III. Advice to Newcomers
Here’s my sober counsel to newcomers, especially those selected for leadership positions:
* Rejoice! You got the job you applied for, which could well be the best job you’ve ever had. The land you are responsible for bristles with opportunity, challenge, and beauty. Most people you serve, in your office and nearby communities, love this land as much as you and really want you to succeed. Ask for their help and listen to their values.
* Create your own focus group. Solicit suggestions for 12 knowledgeable, reasonable citizens and invite them to a monthly ad hoc get together.
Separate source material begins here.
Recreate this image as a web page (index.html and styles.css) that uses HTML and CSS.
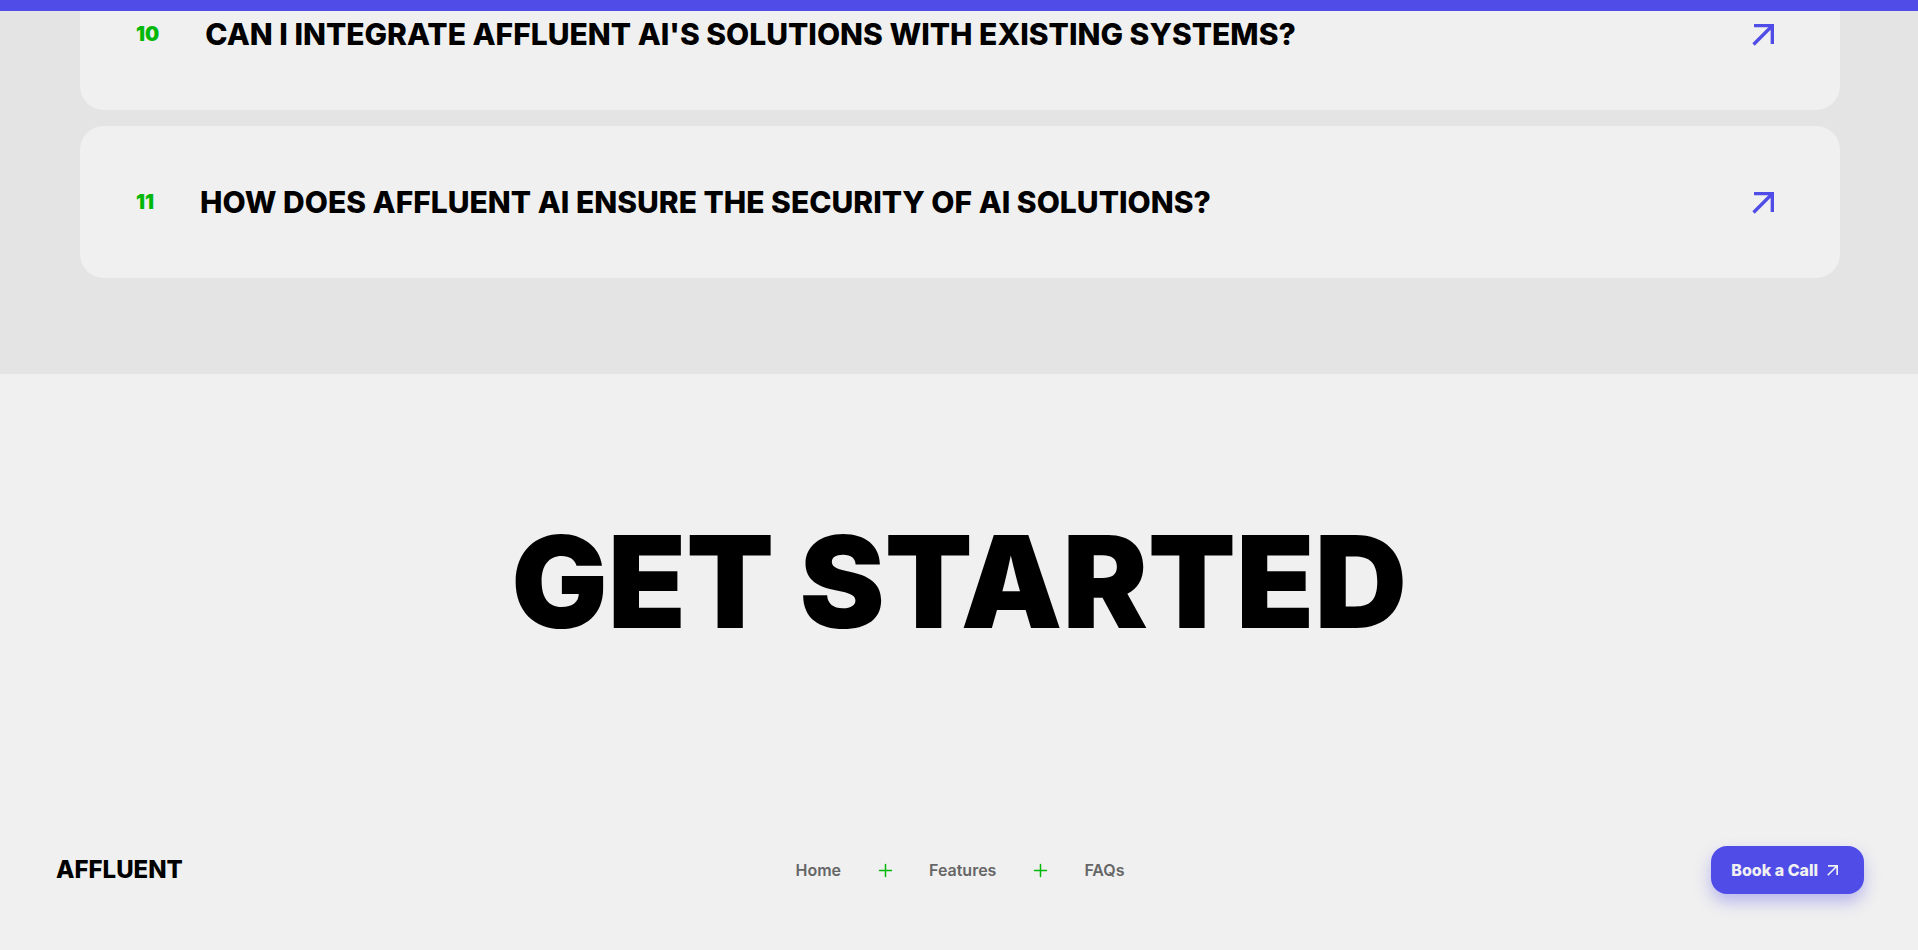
FILE: index.html
```html
<!DOCTYPE html>
<html lang="en">
<head>
<meta charset="utf-8">
<meta name="viewport" content="width=device-width, initial-scale=1">
<title>Affluent</title>
<link rel="stylesheet" href="styles.css">
</head>
<body>
<svg class="sprite" aria-hidden="true">
  <symbol id="arrow" viewBox="0 0 24 24"><path d="M6 6v2h8.59L5 17.59 6.41 19 16 9.41V18h2V6z"/></symbol>
  <symbol id="plus" viewBox="0 0 24 24"><path d="M6.500 12.5h12M12.5 6.500v12"/></symbol>
</svg>
<div class="progress"></div>
<main>
  <section class="faq">
    <button class="faq-item" type="button">
      <span class="faq-number">10</span>
      <span class="faq-question">CAN I INTEGRATE AFFLUENT AI'S SOLUTIONS WITH EXISTING SYSTEMS?</span>
      <svg class="faq-arrow" aria-hidden="true"><use href="#arrow"/></svg>
    </button>
    <button class="faq-item" type="button">
      <span class="faq-number">11</span>
      <span class="faq-question">HOW DOES AFFLUENT AI ENSURE THE SECURITY OF AI SOLUTIONS?</span>
      <svg class="faq-arrow" aria-hidden="true"><use href="#arrow"/></svg>
    </button>
  </section>
  <section class="cta">
    <h1 class="cta-title">GET STARTED</h1>
  </section>
</main>
<footer class="footer">
  <a class="logo" href="#">AFFLUENT</a>
  <nav class="nav">
    <a class="nav-link" href="#">Home</a>
    <svg class="nav-plus" aria-hidden="true"><use href="#plus"/></svg>
    <a class="nav-link" href="#">Features</a>
    <svg class="nav-plus" aria-hidden="true"><use href="#plus"/></svg>
    <a class="nav-link" href="#">FAQs</a>
  </nav>
  <div class="footer-end">
    <a class="book" href="#">Book a Call<svg class="book-arrow" aria-hidden="true"><use href="#arrow"/></svg></a>
  </div>
</footer>
</body>
</html>
```
FILE: styles.css
```css
* { box-sizing: border-box; }
body {
  margin: 0;
  height: 100vh;
  overflow: hidden;
  background: #f0f0f0;
  color: #000;
  font-family: Inter, "Liberation Sans", sans-serif;
}
a { color: inherit; text-decoration: none; }
.sprite { display: none; }
.progress {
  position: fixed;
  inset: 0 0 auto;
  height: 11px;
  background: #4f4ce8;
  z-index: 1;
}
/* The list is scrolled so that its first visible card runs under the progress bar. */
main { margin-top: -42px; }
.faq {
  display: flex;
  flex-direction: column;
  gap: 16px;
  padding: 0 78px 96px 80px;
  background: #e4e4e4;
}
.faq-item {
  display: flex;
  align-items: center;
  gap: 46px;
  padding: 56px;
  border: 0;
  border-radius: 24px;
  background: #f0f0f0;
  color: inherit;
  font-family: inherit;
  text-align: left;
}
.faq-number {
  color: #00b807;
  font-size: 20px;
  line-height: 24px;
  font-weight: 900;
}
.faq-question {
  flex: 1;
  font-size: 30px;
  line-height: 40px;
  font-weight: 850;
}
.faq-arrow { width: 40px; height: 40px; fill: #4f4ce8; }
.cta { padding: 144px 0; text-align: center; }
.cta-title {
  margin: 0;
  font-size: 128px;
  line-height: 128px;
  font-weight: 900;
}
.footer {
  display: grid;
  grid-template-columns: 1fr auto 1fr;
  align-items: center;
  padding: 56px 54px 56px 56px;
}
.logo { font-size: 24px; line-height: 32px; font-weight: 800; }
.nav { display: flex; align-items: center; gap: 32px; }
.nav-link { color: #666; font-size: 16px; line-height: 24px; font-weight: 600; }
.nav-plus { width: 24px; height: 24px; fill: none; stroke: #00b807; stroke-width: 1.5; stroke-linecap: round; }
.footer-end { display: flex; justify-content: flex-end; }
.book {
  display: flex;
  align-items: center;
  gap: 5px;
  padding: 12px 21px 12px 20px;
  border-radius: 16px;
  background: #4f4ce8;
  color: #f0f0f0;
  font-size: 16px;
  line-height: 24px;
  font-weight: 800;
  box-shadow: 0 8px 16px rgba(79, 76, 232, .35);
}
.book-arrow { width: 20px; height: 20px; fill: currentColor; }
```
Meet for a year and ask their help in clarifying issues and defining success.
*Quickly get acquainted with your land base and resource issues. Invite key agency staff and citizens out for a one-on-one day in the woods. Listen. Ask questions. Learn!!
*The agency likely has notable adversaries. Go to them. Listen. Build bridges where possible.
*You will encounter feelings of loneliness and being “other”. Don’t ignore this, it’s real. But don’t be overwhelmed. Cultivate relationships with folks with whom you can bare your soul. A good source are peers, other leaders you trust to give you good honest counsel.
I’m hoping other readers will have good suggestions or comments. I’d like to see the FS give each new employee. especially leaders, a “1-pager” of distilled wisdom in their starter kit.